### What you need to do
In the data below, locate each line with the word "styled" and list it.

### Source data
▬▬▬▬▬▬▬▬▬▬
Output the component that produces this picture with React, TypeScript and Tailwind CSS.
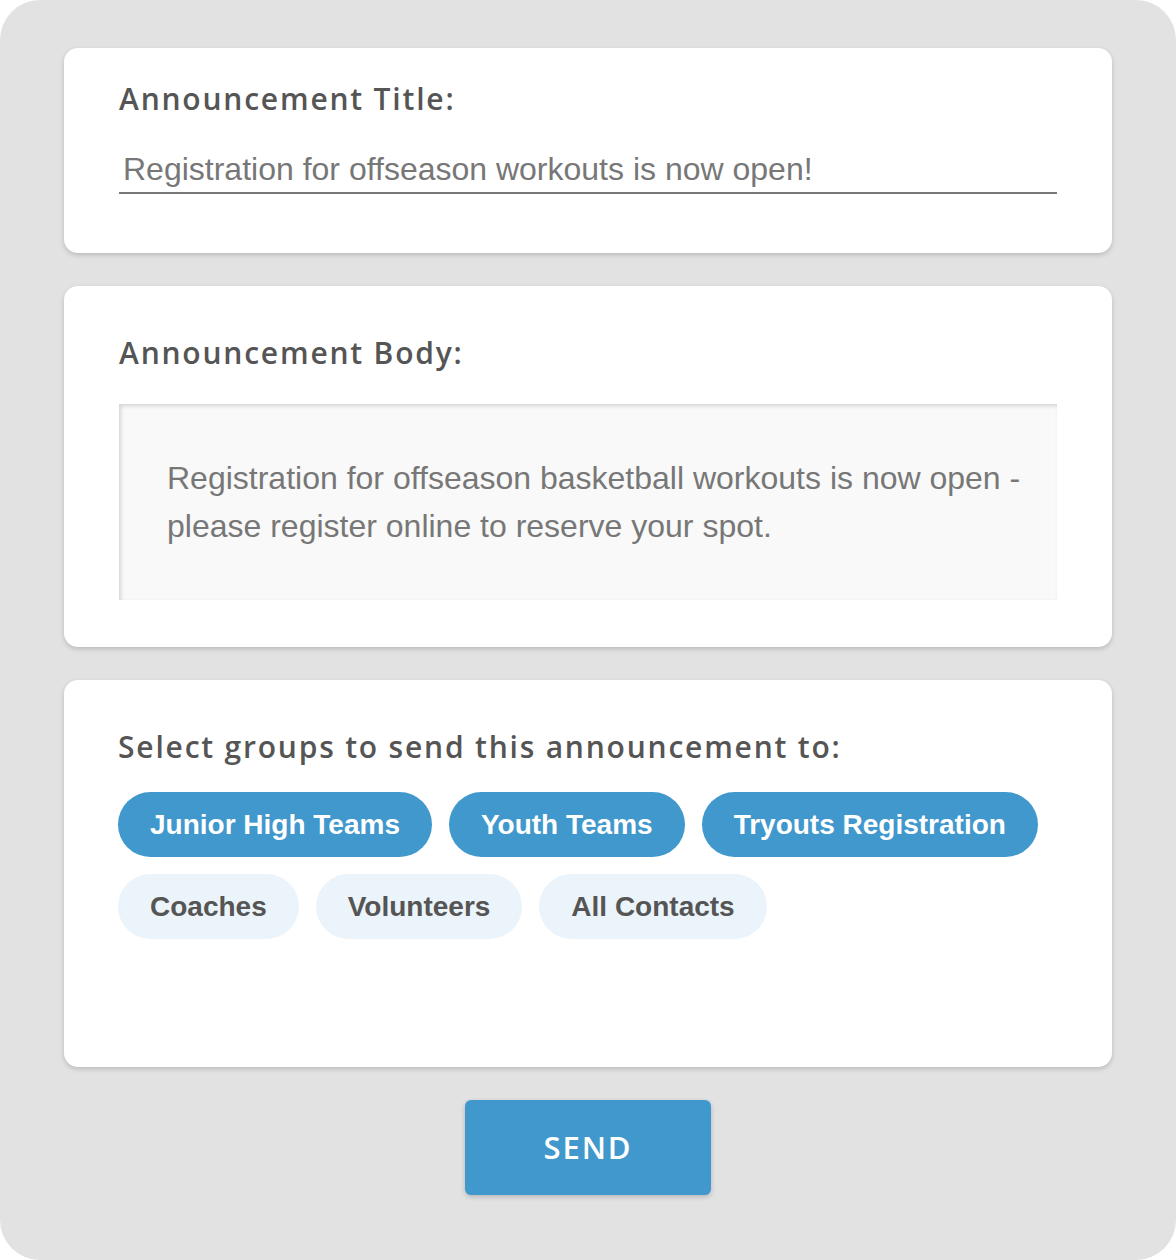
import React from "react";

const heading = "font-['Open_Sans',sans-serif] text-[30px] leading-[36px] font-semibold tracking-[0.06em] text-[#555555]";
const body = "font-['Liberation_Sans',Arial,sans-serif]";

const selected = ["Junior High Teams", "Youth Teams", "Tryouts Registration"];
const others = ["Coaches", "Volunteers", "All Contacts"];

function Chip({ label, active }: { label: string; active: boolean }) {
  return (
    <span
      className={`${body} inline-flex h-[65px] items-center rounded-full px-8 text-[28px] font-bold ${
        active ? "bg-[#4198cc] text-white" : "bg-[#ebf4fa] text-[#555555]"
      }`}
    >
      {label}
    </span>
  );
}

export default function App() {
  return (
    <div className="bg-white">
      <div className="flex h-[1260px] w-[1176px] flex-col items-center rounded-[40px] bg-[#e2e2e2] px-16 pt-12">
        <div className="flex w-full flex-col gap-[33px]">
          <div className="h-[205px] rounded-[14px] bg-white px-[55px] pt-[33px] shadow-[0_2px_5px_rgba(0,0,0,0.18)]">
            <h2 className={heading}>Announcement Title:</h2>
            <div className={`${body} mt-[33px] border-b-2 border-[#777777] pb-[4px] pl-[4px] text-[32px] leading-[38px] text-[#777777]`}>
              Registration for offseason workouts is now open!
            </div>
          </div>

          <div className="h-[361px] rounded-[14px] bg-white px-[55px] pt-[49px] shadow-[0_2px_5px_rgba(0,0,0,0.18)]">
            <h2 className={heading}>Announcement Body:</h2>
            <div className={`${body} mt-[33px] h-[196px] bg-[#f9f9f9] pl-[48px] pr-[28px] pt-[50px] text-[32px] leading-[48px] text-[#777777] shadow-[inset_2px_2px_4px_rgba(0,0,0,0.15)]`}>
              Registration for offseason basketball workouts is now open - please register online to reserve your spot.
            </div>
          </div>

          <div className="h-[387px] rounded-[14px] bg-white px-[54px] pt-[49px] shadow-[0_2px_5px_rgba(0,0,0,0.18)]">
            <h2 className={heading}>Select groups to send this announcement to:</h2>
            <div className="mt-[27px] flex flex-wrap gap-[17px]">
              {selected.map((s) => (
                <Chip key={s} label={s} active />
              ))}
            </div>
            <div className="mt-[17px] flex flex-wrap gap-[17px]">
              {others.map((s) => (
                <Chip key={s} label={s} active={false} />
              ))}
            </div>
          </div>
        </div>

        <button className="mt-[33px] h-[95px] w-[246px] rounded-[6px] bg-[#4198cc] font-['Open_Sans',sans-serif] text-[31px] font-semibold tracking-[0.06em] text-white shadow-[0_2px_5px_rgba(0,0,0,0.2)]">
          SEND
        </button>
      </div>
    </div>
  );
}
▬▬▬▬▬▬▬▬▬▬
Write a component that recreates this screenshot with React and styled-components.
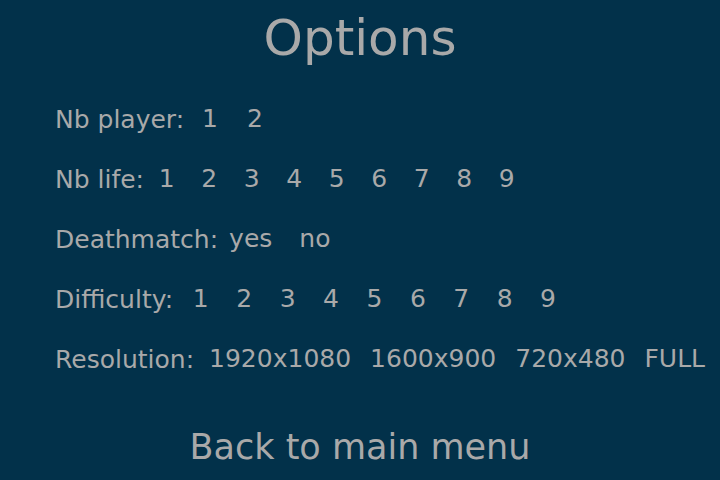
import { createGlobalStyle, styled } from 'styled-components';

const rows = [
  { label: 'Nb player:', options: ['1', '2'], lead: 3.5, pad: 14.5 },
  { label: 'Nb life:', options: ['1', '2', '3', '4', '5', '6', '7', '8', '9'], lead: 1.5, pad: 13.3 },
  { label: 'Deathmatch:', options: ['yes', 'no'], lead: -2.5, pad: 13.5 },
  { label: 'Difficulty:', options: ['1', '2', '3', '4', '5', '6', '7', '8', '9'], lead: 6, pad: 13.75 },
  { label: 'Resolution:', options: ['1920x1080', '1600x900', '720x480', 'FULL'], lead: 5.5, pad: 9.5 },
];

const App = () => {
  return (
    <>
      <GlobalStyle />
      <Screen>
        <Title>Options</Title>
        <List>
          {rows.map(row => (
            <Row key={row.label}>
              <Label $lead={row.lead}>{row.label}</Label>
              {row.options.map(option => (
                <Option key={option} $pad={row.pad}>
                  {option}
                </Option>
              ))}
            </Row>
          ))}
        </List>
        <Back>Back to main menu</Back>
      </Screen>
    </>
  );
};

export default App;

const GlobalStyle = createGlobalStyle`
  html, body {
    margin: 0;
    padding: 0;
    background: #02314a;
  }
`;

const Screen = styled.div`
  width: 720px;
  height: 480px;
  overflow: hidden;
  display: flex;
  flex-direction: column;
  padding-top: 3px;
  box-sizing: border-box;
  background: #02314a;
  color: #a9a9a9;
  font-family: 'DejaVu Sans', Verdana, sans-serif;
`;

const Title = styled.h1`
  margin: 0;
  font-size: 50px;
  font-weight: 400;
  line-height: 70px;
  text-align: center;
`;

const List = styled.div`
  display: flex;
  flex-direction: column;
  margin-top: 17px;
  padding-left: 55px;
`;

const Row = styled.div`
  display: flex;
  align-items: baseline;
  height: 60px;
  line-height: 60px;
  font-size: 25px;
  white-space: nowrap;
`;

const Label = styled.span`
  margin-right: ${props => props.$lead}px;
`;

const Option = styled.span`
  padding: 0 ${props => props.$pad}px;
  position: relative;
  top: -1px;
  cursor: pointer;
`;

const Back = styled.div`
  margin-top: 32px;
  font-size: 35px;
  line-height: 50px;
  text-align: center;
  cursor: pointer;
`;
▬▬▬▬▬▬▬▬▬▬
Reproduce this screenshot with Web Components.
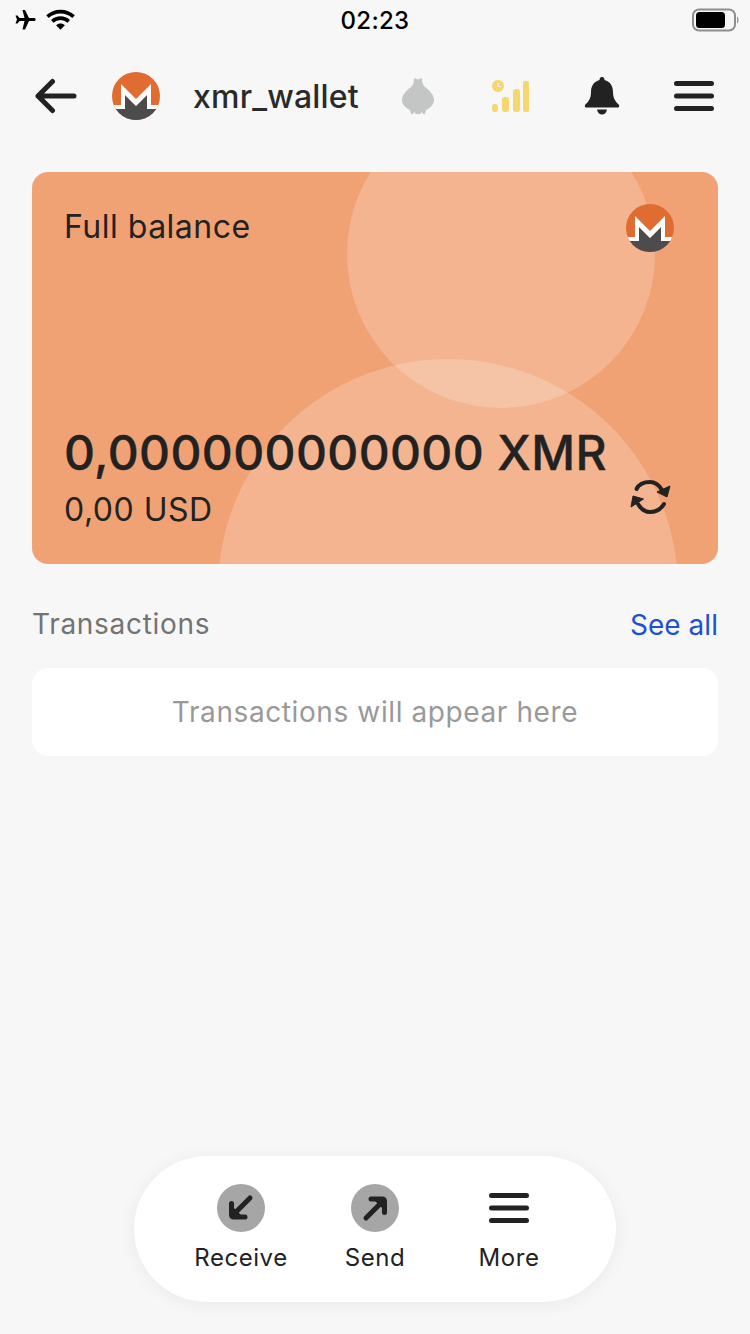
▬▬▬▬▬▬▬▬▬▬
### The result
Write a component that recreates this screenshot with React and styled-components.
import { createGlobalStyle, styled } from 'styled-components';
const Screen = styled.div`
const Title = styled.h1`
const List = styled.div`
const Row = styled.div`
const Label = styled.span`
const Option = styled.span`
const Back = styled.div`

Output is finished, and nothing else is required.